Less than 5 percent of U.S. law schools have added e-discovery specific course material to their curricula. This lack of formalized, cross-functional education has spurred the development of e-discovery education and certification organizations. From private companies to associations and organizations, litigation support professionals and lawyers have many options to become certified" in e-discovery. These programs offer different curricula and certification upon completion.
So if you are looking to become certified, which one is right for you and your organization? Here is a description of the most recognized offerings today, in alphabetical order:
Arkfeld & Associates
Michael R. Arkfeld, the author of Arkfeld on Electronic Discovery and Evidence , has developed the Electronic Discovery and Evidence Course. This course, which is conducted online, is designed to provide legal professionals with an integrated and comprehensive foundation about the technological and legal issues involved in e-discovery. The course is divided into three sections: Information Technology for the Legal Professional; E-discovery Critical Issues, Strategy and Tactics; and Admissibility of Electronic Evidence.
The course, which includes more than 15 hours of on-demand instruction time, includes pre- and post-testing and certification.
Group discounts and financial aid are available.
The Association of Certified E-Discovery Specialists (ACEDS)
ACEDS, established by The Intriago Group in 2010, is a member organization for professionals in the private and public sectors who work in the field of e-discovery.
The Certified E-Discovery Specialist certification is awarded to candidates who meet education and experience eligibility criteria. Candidates who earn the CEDS credential must pass a rigorous, psychometrically sound examination of 145 four-choice items. The exam, which meets the testing standards of the Institute for Credentialing Excellence, probes knowledge and skill in performing numerous job tasks" performed by the multidisciplinary population that works in e-discovery, including attorneys, litigation support professionals, information technology specialists, paralegals and others.
Online prep courses also available.
The Organization of Legal Professionals (OLP)
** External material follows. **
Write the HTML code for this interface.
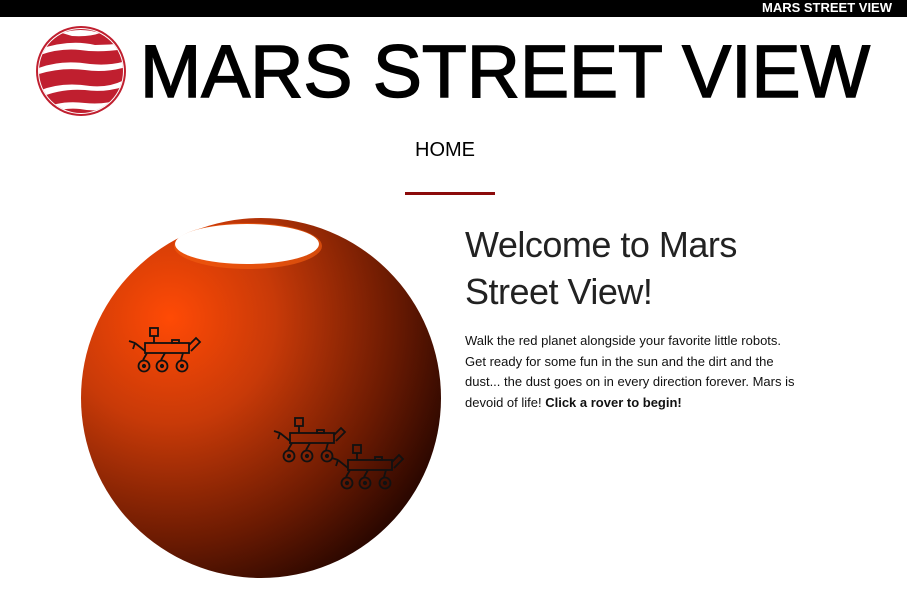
<!DOCTYPE html>
<html><head><meta charset="utf-8"><style>
body{margin:0;width:907px;height:613px;overflow:hidden;background:#fff;font-family:"Liberation Sans",sans-serif;position:relative}
.top{position:absolute;left:0;top:0;width:907px;height:17px;background:#000;color:#fff;font-size:13px;font-weight:bold;line-height:16px;text-align:right}
.top span{margin-right:15px}
.home{position:absolute;left:0;width:890px;text-align:center;top:139px;font-size:20px;color:#000}
.bar{position:absolute;left:405px;top:192px;width:90px;height:3px;background:#8b0b0b}
h1{position:absolute;left:465px;top:221px;margin:0;font-weight:normal;font-size:36px;line-height:47px;color:#222;letter-spacing:-0.5px}
p{position:absolute;left:465px;top:331px;margin:0;width:336px;font-size:13px;line-height:20.7px;color:#111}
</style></head><body>
<div class="top"><span>MARS STREET VIEW</span></div>
<svg style="position:absolute;left:0;top:17px" width="907" height="110">
<defs><clipPath id="c"><circle cx="81" cy="54" r="42"/></clipPath></defs>
<circle cx="81" cy="54" r="45" fill="#c01f2f"/>
<circle cx="81" cy="54" r="43" fill="#fff"/>
<circle cx="81" cy="54" r="42" fill="#c01f2f"/>
<g clip-path="url(#c)" fill="#fff">
<path d="M62 16 Q80 10 100 16 Q90 20 72 19Z"/>
<path d="M40 32 Q70 22 95 28 Q110 28 125 26 L125 32 Q100 36 80 33 Q60 31 40 38Z"/>
<path d="M36 52 Q60 42 90 47 Q110 49 126 44 L126 50 Q105 56 85 53 Q60 50 36 58Z"/>
<path d="M36 75 Q60 64 90 69 Q110 71 126 62 L126 69 Q105 76 85 73 Q60 71 36 82Z"/>
<path d="M42 92 Q60 83 85 86 Q105 88 120 82 L118 88 Q100 96 80 92 Q62 90 48 98Z"/>
</g>
<text x="140" y="80" font-family="Liberation Sans" font-size="74" stroke="#000" stroke-width="1.5" textLength="730" lengthAdjust="spacingAndGlyphs" fill="#000">MARS STREET VIEW</text>
</svg>
<div class="home">HOME</div>
<div class="bar"></div>
<svg style="position:absolute;left:0;top:0" width="460" height="613">
<defs>
<radialGradient id="g" cx="170" cy="318" r="300" gradientUnits="userSpaceOnUse">
<stop offset="0" stop-color="#ff4a05"/><stop offset="0.35" stop-color="#c83a08"/><stop offset="0.75" stop-color="#6a1a02"/><stop offset="1" stop-color="#2a0700"/>
</radialGradient>
<g id="r" fill="none" stroke="#111" stroke-width="1.8">
<rect x="25" y="0" width="8" height="8"/><line x1="29" y1="8" x2="29" y2="15"/>
<rect x="20" y="15" width="44" height="10"/><rect x="47" y="12" width="7" height="3"/>
<path d="M64 17 L71 10 L75 14 L66 23"/>
<path d="M20 23 L10 15 M10 15 L4 13 M10 15 L8 21"/>
<path d="M22 25 L18 32 M40 25 L36 32 M58 25 L56 32"/>
<circle cx="19" cy="38" r="5.5"/><circle cx="37" cy="38" r="5.5"/><circle cx="57" cy="38" r="5.5"/>
<circle cx="19" cy="38" r="1.2" fill="#111"/><circle cx="37" cy="38" r="1.2" fill="#111"/><circle cx="57" cy="38" r="1.2" fill="#111"/>
</g>
</defs>
<circle cx="261" cy="398" r="180" fill="url(#g)"/>
<ellipse cx="248" cy="246" rx="74" ry="23" fill="#f05a10" opacity="0.7"/>
<ellipse cx="247" cy="244" rx="72" ry="20" fill="#fff"/>
<use href="#r" x="125" y="328"/>
<use href="#r" x="270" y="418"/>
<use href="#r" x="328" y="445"/>
</svg>
<h1>Welcome to Mars<br>Street View!</h1>
<p>Walk the red planet alongside your favorite little robots. Get ready for some fun in the sun and the dirt and the dust... the dust goes on in every direction forever. Mars is devoid of life! <b>Click a rover to begin!</b></p>
</body></html>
After 18 months in development, this nonprofit organization launched its certification program in July 2011. OLP's mission is to establish global standards and certification through collaboration and education. The certification applies to attorneys, paralegals, litigation support staff and consultants.
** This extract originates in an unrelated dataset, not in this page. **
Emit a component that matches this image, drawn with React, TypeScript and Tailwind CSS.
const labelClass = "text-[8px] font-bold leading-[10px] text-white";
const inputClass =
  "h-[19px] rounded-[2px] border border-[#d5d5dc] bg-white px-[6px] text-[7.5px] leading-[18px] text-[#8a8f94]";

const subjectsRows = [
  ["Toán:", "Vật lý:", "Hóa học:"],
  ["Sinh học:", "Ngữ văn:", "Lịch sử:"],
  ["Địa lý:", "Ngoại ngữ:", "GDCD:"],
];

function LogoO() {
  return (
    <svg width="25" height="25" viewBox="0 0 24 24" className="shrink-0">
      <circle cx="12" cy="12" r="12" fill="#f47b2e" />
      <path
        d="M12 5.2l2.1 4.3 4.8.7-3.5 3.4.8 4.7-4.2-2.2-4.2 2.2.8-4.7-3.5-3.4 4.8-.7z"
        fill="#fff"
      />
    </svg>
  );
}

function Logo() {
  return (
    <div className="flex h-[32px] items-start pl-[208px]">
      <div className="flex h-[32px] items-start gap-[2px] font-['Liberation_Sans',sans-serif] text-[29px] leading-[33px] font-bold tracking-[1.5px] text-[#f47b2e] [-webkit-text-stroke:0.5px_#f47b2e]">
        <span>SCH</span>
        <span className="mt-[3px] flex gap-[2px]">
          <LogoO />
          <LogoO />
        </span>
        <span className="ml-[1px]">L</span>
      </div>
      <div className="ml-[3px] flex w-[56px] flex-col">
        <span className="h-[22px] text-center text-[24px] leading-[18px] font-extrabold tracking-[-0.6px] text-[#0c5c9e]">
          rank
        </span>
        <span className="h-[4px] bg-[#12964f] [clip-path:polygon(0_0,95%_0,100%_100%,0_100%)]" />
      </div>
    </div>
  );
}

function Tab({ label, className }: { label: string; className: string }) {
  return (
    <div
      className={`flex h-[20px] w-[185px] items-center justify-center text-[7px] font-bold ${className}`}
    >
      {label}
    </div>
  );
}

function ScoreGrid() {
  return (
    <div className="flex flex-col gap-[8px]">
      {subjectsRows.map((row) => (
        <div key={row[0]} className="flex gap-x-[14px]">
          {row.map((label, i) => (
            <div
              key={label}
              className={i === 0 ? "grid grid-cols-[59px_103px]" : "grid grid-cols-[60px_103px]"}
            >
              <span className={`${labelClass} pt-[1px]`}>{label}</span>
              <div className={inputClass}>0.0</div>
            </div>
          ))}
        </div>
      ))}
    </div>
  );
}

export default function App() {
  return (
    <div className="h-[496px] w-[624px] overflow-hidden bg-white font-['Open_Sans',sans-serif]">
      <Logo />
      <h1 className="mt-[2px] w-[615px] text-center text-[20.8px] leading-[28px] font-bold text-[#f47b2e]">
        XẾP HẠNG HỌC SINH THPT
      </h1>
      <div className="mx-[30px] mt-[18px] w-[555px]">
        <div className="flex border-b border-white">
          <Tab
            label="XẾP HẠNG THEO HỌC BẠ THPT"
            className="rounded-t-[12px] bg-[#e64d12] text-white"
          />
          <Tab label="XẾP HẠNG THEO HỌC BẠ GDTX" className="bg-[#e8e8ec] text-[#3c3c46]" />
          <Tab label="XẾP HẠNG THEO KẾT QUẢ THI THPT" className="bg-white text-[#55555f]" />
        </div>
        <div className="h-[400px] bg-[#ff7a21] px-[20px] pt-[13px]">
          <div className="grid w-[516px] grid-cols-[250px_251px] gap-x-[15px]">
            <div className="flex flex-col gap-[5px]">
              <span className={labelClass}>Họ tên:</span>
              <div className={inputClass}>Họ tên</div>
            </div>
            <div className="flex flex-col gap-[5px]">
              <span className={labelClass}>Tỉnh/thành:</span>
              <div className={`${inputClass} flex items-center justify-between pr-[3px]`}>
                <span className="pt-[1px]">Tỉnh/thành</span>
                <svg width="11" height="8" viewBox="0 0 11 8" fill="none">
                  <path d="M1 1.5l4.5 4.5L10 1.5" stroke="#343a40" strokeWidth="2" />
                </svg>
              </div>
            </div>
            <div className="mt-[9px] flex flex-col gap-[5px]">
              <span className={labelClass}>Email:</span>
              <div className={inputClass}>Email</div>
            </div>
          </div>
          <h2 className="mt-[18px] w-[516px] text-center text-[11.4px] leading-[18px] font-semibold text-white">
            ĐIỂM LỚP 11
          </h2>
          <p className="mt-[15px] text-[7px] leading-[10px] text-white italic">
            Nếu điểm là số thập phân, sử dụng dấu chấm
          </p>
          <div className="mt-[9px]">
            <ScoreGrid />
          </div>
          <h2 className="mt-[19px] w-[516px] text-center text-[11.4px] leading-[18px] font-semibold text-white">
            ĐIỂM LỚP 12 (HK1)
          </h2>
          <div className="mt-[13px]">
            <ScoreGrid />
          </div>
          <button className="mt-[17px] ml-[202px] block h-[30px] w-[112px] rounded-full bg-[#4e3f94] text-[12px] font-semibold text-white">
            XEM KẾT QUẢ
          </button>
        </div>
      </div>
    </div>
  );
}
The certification exam has been developed and designed with OLP's strategic partner, Pearson VUE, a division of Pearson Learning Solutions. OLP has provided the content, while Pearson has provided a team of PhDs and a measurement services team.
Online prep courses also available.
eDiscovery Team Training
The Team in Training program was designed by Ralph Losey, a partner at Jackson Lewis, for the class he teaches at the University of Florida College of Law. This program, with 84 modules, provides 75 to 300 hours worth of education depending on how much supplemental homework is completed.
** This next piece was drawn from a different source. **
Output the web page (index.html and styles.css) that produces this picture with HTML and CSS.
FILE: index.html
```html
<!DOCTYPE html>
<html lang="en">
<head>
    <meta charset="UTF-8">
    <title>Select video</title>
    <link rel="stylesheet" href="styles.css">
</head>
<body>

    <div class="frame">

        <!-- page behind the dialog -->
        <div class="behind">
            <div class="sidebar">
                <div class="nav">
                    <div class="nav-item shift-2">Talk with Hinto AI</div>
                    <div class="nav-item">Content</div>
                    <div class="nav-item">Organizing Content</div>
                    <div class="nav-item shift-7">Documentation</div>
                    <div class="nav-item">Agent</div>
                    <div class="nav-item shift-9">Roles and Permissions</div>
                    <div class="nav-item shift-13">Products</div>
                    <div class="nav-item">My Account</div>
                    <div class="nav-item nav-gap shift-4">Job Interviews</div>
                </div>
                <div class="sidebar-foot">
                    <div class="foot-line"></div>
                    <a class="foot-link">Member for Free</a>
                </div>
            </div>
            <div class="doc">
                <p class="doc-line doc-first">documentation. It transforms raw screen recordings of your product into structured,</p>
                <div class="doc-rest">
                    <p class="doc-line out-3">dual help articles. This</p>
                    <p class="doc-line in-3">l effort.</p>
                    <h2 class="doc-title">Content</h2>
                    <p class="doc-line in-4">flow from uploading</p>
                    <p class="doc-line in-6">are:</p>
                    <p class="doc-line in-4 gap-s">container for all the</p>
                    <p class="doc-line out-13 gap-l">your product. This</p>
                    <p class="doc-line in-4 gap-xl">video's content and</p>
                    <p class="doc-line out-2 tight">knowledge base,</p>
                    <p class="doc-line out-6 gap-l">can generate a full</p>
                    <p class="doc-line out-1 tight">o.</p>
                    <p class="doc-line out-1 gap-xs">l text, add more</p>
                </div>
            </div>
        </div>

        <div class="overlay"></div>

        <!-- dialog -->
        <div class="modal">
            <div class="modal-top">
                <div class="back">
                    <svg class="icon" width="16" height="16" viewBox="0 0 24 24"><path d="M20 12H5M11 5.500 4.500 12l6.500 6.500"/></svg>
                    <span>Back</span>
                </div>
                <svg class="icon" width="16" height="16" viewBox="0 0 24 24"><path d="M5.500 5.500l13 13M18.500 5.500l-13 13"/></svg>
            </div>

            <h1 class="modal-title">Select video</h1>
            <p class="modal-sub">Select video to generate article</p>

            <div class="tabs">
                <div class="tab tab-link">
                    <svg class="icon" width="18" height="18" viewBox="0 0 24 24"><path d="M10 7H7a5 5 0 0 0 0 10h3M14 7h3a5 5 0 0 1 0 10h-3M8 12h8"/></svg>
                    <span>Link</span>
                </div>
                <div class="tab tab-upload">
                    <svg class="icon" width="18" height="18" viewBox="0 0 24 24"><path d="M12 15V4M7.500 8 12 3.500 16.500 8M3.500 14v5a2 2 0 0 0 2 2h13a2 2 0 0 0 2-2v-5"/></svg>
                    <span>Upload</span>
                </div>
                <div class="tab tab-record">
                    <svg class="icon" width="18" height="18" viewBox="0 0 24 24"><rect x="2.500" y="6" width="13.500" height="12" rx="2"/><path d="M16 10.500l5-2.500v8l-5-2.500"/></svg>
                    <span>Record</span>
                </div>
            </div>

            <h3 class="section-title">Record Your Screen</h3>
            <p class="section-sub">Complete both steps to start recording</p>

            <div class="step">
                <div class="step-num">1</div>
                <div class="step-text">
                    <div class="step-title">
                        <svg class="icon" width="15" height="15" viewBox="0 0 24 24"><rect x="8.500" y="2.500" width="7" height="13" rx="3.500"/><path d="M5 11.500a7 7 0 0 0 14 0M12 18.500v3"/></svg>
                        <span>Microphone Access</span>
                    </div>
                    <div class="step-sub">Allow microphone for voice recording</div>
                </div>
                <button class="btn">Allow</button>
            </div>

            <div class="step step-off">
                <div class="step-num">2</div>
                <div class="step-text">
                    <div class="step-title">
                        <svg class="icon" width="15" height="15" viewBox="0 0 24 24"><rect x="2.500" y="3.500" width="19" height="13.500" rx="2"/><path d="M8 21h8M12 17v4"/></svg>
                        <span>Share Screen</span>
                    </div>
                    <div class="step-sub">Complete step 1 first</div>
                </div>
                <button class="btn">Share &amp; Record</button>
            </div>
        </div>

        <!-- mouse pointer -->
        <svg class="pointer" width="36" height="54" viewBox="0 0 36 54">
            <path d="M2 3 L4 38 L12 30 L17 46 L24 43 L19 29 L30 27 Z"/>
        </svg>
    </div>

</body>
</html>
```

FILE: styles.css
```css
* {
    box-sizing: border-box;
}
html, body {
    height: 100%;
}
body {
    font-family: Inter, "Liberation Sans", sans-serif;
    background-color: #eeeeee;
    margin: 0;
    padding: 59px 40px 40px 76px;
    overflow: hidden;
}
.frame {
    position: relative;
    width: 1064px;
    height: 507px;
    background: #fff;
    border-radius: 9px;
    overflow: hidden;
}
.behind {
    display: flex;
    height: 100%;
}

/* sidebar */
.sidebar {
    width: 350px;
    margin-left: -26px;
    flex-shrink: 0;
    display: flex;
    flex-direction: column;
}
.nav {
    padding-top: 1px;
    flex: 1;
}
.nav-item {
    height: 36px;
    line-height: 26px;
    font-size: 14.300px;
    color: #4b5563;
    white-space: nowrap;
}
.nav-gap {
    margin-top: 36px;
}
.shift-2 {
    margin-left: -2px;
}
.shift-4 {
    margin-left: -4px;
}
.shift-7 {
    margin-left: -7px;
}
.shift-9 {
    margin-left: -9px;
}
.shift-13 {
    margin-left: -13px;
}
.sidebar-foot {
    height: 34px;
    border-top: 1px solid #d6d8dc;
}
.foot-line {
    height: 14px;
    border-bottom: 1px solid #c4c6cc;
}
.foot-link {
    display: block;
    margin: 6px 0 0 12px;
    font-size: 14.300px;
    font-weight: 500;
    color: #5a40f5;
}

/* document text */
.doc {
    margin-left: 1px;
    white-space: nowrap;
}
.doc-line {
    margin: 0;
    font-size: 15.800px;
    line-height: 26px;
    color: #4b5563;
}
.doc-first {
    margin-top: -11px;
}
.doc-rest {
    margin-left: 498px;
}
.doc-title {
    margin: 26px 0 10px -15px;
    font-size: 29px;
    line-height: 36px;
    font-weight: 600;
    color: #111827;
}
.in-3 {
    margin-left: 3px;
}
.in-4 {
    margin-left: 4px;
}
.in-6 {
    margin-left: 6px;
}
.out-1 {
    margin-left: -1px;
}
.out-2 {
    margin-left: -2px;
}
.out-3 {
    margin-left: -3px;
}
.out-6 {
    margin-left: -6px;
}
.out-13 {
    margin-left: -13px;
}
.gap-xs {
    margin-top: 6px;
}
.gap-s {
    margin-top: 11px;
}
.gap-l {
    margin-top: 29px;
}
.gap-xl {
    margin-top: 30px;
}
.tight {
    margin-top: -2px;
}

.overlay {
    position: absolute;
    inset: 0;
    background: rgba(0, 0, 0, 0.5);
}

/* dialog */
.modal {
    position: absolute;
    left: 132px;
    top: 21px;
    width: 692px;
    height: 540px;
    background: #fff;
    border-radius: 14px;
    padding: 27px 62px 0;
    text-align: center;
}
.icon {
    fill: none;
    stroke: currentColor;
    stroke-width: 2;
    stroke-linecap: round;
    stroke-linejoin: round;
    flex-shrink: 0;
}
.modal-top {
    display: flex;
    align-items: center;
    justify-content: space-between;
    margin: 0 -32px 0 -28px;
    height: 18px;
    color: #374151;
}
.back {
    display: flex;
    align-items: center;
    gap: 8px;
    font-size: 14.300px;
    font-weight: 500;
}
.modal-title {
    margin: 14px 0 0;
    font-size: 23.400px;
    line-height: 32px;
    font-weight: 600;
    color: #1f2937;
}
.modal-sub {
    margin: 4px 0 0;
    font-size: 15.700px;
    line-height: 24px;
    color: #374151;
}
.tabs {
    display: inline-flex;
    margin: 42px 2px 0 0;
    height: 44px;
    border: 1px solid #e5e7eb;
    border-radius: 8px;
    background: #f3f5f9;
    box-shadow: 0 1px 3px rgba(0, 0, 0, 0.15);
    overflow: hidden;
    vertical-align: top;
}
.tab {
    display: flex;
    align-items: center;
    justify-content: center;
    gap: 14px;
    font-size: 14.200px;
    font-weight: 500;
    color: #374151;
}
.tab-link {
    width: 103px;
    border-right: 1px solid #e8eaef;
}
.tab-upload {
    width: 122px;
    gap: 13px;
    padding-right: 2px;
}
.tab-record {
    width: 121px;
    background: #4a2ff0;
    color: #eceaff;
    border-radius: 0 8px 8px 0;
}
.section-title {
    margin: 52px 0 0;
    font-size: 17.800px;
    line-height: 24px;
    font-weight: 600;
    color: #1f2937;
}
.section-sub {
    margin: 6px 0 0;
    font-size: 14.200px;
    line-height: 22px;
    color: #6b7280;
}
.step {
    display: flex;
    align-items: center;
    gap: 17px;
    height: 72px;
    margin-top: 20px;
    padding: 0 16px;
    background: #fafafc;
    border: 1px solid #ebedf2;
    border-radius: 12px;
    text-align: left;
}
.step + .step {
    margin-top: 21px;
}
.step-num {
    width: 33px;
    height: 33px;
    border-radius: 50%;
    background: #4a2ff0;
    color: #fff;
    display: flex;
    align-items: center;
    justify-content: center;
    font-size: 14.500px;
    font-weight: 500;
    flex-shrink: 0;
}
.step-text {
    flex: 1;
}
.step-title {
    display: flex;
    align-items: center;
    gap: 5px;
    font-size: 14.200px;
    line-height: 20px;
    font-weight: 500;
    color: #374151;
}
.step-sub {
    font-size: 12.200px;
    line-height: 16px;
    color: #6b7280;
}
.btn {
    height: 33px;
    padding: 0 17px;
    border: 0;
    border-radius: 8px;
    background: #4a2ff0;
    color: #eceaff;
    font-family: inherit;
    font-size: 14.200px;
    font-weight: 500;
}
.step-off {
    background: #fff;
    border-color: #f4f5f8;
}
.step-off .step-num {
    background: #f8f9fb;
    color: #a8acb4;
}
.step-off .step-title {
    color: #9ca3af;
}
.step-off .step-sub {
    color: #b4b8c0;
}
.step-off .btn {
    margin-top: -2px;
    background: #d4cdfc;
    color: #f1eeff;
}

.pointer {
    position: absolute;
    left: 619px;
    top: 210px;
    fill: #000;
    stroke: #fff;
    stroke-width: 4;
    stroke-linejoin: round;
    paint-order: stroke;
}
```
While there is no certification per se, once you complete all 84 modules you can ask to take a 3,000 word essay exam to test your understanding of the materials. If you pass the exam, you will receive written confirmation of your passing grade.
The curriculum includes ideas and solutions from experts around the world that address the many challenges of e-discovery. It also explores common mistakes, what to avoid, legal opinions and real-world practice suggestions.
Flexible options available for those who do not wish to complete all 84 modules.
For current information on costs of these programs, contact the provider or visit their website.
Remember Your Ethics...
The idea of e-discovery certification is controversial in some legal circles. Many lawyers are wary of these types of credentials. Attorneys should adhere to their state bar rules regarding presentation of any of these certification credentials to clients or potential clients. However, the idea of more education should not be controversial. Receiving certification doesn't guarantee expertise, any more than passing the bar guarantees one will make a great lawyer. By successfully completing one of these programs, participants signify that they have undertaken a rigorous educational pursuit and have proven a fundamental knowledge of the subject matter. This baseline should ideally be continually augmented with practical application and continued learning.
Each of these organizations has demonstrated a commitment to education and providing a comprehensive standardized curriculum for legal professionals who have the desire to learn and are willing to invest time and money into their e-discovery career.
When considering which program to pursue, reach out to members and the organizations' advisory boards. Talk to those who have completed the course materials and have become certified. After you study hard and earn the certification, consider that the beginning, not the end, of your educational journey. Experts in any field are never satisfied with status quo and continually seek knowledge and improvement.